William Hague is hosting a press conference on Libya this very minute at the Foreign Office, amid concerns that the campaign is bogged down in what America’s Admiral Mike Mullen has called a “stalemate“.
This was not what David Cameron expected earlier in the year, when the prime minister – caught up by the excitement of the Arab Spring – privately anticipated a more decisive action.
Instead, the general spirit was in line with Lord Copper’s advice (in Evelyn Waugh’s novel Scoop) where the newspaper proprietor outlines his policy for a war in the (fictional) north African country of Ishmaelia.
“A few sharp victories, some conspicuous acts of personal bravery on the Patriot side and a colourful entry into the capital. That is The Beast policy for the war… We shall expect the first victory about the middle of July.
Remember that the patriots are in the right and are going to win. The Beast stands by them foursquare. But they must win quickly. The British public has no interest in a war that drags on indecisively”
There is a must-read column in today’s Daily Telegraph where Con Coughlin explains the situation in stark detail.
He also claims that Liam Fox, defence secretary, is already preparing a dossier of emails, memos and letters that were sent to Downing St expressing caution against an open-ended military commitment. This, claims Coughlin, is Fox’s preparation for an “inevitable post-mortem” in Whitehall.
UPDATE: Fox’s aides have now been on the phone to insist that this is nonsense: “He has always supported campaign, there has never been a point where he hasn’t supported it.” And they have put out a written statement, saying: “Any suggestion of divisions between senior ministers is simply untrue. No such dossier exists.”
(I’m not sure I agree with the premise that all senior ministers agree on this; one I have spoken to thinks the whole enterprise is disastrous, and blames the ‘neo-con’ fervour of Michael Gove and others for entering Libya in the first place).

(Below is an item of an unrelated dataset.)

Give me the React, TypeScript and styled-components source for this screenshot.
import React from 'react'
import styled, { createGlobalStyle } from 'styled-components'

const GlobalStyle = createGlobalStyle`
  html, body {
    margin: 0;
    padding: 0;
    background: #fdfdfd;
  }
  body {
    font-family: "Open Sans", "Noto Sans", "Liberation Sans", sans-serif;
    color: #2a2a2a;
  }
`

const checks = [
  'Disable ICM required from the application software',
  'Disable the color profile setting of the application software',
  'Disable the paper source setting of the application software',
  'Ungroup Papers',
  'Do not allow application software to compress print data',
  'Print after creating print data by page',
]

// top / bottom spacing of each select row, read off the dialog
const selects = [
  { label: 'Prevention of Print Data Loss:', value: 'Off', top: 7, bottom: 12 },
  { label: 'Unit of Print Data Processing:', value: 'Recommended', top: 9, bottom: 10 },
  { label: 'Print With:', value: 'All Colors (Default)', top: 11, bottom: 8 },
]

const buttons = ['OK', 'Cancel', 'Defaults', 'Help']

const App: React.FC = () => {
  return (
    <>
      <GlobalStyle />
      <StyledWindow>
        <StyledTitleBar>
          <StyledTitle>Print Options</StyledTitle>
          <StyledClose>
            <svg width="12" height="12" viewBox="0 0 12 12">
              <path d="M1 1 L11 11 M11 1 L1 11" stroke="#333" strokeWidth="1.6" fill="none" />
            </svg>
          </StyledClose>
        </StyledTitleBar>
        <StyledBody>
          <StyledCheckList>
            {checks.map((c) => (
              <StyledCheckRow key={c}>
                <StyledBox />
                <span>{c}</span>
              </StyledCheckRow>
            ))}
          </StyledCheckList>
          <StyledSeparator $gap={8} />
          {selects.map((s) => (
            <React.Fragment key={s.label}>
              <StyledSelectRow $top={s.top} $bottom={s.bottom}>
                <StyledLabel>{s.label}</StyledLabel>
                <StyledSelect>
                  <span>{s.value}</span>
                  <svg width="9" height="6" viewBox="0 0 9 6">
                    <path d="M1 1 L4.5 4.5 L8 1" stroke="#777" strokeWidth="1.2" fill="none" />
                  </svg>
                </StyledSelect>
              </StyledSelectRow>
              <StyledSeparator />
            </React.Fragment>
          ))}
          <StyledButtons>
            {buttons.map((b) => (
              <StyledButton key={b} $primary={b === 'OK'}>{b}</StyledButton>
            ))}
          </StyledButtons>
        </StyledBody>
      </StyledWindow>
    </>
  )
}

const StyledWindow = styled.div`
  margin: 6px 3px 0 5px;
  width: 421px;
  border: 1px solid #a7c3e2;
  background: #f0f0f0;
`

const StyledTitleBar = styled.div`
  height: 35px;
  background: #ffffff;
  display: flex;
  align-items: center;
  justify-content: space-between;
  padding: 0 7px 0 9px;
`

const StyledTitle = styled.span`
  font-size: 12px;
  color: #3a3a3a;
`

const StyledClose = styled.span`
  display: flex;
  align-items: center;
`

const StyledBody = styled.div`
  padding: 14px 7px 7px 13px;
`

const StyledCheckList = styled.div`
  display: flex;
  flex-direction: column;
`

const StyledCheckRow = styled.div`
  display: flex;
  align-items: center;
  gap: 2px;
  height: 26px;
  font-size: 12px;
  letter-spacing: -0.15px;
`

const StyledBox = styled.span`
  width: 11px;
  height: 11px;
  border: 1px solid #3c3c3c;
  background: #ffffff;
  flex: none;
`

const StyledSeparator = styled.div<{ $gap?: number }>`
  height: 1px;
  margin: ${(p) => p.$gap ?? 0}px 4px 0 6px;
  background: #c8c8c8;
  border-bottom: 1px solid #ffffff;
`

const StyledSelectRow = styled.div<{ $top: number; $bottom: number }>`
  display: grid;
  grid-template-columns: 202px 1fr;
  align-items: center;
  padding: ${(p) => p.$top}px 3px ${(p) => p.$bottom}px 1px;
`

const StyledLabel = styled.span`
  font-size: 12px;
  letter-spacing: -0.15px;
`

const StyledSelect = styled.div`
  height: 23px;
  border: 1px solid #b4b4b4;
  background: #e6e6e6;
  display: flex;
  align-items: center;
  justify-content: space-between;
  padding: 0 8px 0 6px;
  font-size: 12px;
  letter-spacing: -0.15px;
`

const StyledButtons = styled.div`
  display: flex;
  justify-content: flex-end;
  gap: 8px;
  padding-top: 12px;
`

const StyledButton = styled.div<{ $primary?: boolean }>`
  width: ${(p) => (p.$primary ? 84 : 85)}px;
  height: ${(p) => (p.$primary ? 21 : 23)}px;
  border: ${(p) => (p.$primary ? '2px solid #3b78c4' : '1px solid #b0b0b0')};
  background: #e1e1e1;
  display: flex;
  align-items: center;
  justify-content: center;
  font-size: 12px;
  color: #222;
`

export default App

Hague has today announced the release of £91m of frozen assets to be used by the rebels. That indicates a deepening of involvement rather than the reverse. Ditto, the foreign secretary repeated his claim that this campaign would take as long as it takes – and that Britain can afford to continue ad infinitum.

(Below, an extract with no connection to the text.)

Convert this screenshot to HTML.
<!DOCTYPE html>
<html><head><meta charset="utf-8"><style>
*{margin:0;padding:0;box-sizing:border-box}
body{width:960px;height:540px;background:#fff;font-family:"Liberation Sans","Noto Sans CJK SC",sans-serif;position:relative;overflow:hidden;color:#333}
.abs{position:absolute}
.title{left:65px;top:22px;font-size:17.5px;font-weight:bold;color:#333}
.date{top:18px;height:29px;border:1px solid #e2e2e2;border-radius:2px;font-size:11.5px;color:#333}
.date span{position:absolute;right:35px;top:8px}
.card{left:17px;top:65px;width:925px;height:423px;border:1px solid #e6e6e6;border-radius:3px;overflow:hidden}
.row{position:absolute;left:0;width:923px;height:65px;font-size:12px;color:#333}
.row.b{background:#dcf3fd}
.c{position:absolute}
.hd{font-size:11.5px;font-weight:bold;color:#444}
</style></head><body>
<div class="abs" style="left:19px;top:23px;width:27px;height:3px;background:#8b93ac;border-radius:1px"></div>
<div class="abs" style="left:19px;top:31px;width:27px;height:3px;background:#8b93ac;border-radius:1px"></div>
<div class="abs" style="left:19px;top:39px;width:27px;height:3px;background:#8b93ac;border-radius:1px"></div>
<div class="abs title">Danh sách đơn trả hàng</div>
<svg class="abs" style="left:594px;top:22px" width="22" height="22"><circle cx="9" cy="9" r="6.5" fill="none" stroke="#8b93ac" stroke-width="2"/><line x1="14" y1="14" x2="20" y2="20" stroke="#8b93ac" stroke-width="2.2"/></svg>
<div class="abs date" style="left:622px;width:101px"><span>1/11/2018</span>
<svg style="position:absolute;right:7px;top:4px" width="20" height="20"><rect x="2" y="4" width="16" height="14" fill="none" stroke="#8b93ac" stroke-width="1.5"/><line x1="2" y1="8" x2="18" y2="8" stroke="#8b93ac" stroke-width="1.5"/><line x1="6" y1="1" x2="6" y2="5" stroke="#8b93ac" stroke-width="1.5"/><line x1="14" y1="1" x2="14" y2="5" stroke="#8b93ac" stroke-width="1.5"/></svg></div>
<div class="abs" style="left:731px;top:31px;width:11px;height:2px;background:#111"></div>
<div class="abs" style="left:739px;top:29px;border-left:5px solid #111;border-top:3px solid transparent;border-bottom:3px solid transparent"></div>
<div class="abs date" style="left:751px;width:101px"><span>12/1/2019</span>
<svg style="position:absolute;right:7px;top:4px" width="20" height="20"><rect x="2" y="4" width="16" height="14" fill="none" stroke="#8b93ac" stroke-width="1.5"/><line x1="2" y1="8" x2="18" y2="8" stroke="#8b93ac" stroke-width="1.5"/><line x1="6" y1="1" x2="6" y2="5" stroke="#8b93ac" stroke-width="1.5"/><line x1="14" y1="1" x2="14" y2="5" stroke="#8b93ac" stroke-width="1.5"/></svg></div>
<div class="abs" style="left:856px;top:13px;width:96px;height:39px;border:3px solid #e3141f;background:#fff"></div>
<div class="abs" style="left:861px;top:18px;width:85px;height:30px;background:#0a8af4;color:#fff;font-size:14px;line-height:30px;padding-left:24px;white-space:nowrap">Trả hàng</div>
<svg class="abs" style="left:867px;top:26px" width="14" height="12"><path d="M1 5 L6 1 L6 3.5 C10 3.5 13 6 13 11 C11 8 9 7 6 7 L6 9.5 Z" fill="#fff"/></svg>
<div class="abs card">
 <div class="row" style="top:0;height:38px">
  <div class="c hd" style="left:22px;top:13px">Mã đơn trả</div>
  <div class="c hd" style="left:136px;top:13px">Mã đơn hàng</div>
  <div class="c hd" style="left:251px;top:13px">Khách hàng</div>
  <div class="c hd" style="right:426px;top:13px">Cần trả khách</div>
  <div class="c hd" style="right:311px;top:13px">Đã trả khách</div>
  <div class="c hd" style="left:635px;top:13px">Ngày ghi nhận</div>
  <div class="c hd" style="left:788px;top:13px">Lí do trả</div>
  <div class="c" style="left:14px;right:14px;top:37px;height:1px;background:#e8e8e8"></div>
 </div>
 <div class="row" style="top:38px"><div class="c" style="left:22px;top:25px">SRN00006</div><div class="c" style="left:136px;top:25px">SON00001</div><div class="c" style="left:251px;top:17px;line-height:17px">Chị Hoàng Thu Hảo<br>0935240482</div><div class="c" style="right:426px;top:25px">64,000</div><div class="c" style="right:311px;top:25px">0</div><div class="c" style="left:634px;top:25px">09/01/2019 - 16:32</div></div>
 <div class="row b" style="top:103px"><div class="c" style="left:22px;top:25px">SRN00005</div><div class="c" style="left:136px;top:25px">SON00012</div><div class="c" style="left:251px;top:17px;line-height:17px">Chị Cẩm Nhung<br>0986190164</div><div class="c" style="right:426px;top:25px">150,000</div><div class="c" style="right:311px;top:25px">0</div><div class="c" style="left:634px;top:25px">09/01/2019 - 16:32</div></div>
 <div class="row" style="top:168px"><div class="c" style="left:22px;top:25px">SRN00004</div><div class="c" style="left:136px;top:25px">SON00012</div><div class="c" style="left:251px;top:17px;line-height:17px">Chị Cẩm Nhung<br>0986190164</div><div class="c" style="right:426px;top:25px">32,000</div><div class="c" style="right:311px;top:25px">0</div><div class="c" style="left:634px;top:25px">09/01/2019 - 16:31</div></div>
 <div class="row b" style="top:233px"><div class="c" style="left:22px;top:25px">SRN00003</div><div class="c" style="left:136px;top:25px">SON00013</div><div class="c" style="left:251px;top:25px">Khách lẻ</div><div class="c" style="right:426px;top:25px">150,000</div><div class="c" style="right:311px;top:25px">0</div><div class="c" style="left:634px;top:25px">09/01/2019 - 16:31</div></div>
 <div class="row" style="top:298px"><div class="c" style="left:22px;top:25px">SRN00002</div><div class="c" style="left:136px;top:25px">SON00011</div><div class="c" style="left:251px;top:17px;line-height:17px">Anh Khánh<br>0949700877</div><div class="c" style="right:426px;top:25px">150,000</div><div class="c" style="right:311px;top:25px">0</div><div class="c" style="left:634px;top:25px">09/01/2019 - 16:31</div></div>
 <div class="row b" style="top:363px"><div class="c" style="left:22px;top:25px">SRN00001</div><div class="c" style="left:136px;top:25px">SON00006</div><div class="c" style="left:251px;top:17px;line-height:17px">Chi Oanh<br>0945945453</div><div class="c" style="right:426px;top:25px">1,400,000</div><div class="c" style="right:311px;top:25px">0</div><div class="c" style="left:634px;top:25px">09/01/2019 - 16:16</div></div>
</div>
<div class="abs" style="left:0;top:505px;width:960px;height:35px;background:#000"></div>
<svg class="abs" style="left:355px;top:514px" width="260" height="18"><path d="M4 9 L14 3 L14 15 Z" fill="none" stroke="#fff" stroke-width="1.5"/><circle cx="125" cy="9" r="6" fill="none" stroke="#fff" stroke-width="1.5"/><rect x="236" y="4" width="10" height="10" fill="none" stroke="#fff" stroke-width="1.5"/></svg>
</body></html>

Gary Gibbon of Channel 4 just asked Hague about MoD concerns – but the question was not answered directly. Here is our ft.com news story on the announcement.
Here is another thought for consideration: Why is it that right-wing MPs and strategists are opposed to the coalition’s Dfid policy of maintaining aid to developing countries – but are much less critical of the war in Libya, an expensive campaign designed for the same outcome (savings lives in Africa)?